W namysłowskim szpitalu znów zmiana, znów na gorsze

Przypomnijmy powiatowego starostę, całkiem niedawno mówił, że ma wizję, której jego przeciwnicy nie mają. Wygląda na to, że owa wizja w żaden sposób nie dotyczy namysłowskiego szpitala.
Chyba, że w tej wizji ujrzał starosta szpital, który wykonuje wyłącznie planowe zabiegi? Co to znaczy? Ano tyle, że na Oleśnickiej nikt nie uzyska pomocy w nagłym przypadku. Wtedy pozostanie szukanie pomocy po sąsiedzku.
Przedsmak mieliśmy już w tym tygodniu.

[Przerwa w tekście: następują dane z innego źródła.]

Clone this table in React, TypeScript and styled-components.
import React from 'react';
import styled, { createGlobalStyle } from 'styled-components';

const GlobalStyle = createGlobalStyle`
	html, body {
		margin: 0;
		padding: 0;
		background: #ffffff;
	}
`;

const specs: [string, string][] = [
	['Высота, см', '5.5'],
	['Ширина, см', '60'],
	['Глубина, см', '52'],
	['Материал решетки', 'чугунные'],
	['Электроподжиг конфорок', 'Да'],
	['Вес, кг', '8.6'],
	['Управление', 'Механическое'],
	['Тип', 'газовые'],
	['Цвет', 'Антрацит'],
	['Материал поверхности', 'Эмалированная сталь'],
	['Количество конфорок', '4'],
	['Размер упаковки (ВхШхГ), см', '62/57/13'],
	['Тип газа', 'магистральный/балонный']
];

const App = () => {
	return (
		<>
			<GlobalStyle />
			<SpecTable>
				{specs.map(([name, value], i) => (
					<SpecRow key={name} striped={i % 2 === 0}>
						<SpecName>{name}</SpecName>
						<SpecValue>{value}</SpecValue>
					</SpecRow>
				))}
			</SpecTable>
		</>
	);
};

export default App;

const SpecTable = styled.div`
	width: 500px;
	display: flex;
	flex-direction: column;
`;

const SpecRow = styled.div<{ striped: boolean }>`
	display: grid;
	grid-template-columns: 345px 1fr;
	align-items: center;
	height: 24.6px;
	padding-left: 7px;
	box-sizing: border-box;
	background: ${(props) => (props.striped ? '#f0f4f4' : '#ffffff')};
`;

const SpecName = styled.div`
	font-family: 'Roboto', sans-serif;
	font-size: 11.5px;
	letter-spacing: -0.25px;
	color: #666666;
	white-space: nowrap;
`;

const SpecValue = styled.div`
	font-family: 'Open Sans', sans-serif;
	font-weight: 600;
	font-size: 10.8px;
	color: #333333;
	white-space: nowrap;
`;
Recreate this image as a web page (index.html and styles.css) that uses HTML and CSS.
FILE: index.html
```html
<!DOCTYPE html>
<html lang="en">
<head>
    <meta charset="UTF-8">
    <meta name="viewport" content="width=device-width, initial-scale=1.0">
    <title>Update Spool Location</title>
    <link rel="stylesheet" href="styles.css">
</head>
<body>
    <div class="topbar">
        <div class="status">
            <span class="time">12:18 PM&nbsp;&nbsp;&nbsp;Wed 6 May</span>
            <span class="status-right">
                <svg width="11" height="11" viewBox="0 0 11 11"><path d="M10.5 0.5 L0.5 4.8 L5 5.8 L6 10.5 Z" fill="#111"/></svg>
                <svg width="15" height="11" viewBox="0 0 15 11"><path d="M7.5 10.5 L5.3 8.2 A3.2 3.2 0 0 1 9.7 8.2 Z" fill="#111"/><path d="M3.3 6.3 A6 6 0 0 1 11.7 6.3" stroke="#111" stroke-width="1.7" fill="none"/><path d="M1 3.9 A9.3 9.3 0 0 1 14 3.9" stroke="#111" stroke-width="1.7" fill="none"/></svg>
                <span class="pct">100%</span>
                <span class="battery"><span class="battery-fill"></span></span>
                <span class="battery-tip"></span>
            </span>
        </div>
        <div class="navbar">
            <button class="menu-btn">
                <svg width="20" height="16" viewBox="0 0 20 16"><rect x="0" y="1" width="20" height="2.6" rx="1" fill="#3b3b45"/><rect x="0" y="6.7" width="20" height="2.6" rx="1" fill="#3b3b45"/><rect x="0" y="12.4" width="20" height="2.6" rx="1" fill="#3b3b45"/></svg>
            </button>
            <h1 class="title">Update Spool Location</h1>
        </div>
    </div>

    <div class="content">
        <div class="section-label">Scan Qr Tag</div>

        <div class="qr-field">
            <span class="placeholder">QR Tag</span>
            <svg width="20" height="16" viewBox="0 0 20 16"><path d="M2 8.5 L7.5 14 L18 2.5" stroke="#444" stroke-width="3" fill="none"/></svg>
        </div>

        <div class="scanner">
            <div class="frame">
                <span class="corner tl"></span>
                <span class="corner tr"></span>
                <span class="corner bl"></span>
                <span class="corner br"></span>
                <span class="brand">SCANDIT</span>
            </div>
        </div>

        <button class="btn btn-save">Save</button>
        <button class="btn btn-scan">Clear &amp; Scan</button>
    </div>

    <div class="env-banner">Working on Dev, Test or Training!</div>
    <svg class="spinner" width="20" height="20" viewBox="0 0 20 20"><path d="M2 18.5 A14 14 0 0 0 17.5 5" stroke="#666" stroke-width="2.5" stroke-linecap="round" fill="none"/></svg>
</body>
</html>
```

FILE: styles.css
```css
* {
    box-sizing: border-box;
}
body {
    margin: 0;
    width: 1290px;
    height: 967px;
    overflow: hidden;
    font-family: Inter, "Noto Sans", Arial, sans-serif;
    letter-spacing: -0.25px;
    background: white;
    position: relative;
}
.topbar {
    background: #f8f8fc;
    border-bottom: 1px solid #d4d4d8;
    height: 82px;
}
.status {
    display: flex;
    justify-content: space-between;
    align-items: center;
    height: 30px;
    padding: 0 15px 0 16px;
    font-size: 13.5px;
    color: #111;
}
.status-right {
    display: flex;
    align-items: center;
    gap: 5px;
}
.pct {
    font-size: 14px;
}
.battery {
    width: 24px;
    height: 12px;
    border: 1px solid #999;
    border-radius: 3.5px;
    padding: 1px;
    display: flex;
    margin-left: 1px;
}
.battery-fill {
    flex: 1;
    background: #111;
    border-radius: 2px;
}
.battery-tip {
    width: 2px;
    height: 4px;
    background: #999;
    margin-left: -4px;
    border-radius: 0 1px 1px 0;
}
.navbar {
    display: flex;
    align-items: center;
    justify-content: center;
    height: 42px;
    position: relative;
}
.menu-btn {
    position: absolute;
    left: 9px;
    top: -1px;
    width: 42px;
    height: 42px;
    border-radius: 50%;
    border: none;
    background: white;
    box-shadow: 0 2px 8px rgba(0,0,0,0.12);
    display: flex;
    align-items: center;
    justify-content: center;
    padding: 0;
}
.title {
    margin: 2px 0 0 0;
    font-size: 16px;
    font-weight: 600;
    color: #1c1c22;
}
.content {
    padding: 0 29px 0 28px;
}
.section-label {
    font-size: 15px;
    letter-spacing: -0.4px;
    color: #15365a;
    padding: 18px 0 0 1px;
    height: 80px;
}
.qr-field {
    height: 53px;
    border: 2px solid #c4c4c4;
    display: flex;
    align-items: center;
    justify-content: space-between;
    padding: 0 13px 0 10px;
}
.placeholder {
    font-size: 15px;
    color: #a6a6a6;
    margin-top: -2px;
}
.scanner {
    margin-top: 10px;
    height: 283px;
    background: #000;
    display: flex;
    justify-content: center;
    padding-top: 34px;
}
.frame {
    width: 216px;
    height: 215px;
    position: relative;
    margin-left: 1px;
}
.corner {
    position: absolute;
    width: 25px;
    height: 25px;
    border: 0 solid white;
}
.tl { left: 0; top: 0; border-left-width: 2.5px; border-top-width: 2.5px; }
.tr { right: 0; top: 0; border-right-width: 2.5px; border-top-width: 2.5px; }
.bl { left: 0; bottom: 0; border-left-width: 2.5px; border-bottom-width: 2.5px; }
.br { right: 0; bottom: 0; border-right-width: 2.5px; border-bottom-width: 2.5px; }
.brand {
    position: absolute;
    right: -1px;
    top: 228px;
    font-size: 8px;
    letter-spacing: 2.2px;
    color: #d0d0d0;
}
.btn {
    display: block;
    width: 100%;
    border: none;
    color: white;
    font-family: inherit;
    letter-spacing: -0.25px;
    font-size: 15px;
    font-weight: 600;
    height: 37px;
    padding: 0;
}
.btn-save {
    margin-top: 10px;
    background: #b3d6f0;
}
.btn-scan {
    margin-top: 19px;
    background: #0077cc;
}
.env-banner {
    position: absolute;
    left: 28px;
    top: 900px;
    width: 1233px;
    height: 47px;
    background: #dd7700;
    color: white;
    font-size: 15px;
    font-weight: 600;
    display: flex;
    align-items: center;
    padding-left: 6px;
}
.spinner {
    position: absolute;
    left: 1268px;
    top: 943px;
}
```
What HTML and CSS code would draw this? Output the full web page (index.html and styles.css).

Matka z dwuletnim dzieckiem domagała się konsultacji pediatrycznej, krzyczała że jej dziecko umiera. Pomógł anestezjolog, pomogła pielęgniarka anestozjologiczna. Ale brak odpowiedniego sprzętu na izbie dla dzieci (Wszystko na zamknietym oddziale) wydłużył czas pomocy. Na końcu dziecko karetką pojechało do szpitala w Brzegu.

Tak ma wyglądać opieka nad zdrowiem w XXI wieku?

Oprócz spraw medycznych głośno o szpitalnych finansach, dalej są kłopoty z ZUS, mówi się że pracownicy stracą dodatek za wysługę lat i nagrody jubileuszowe.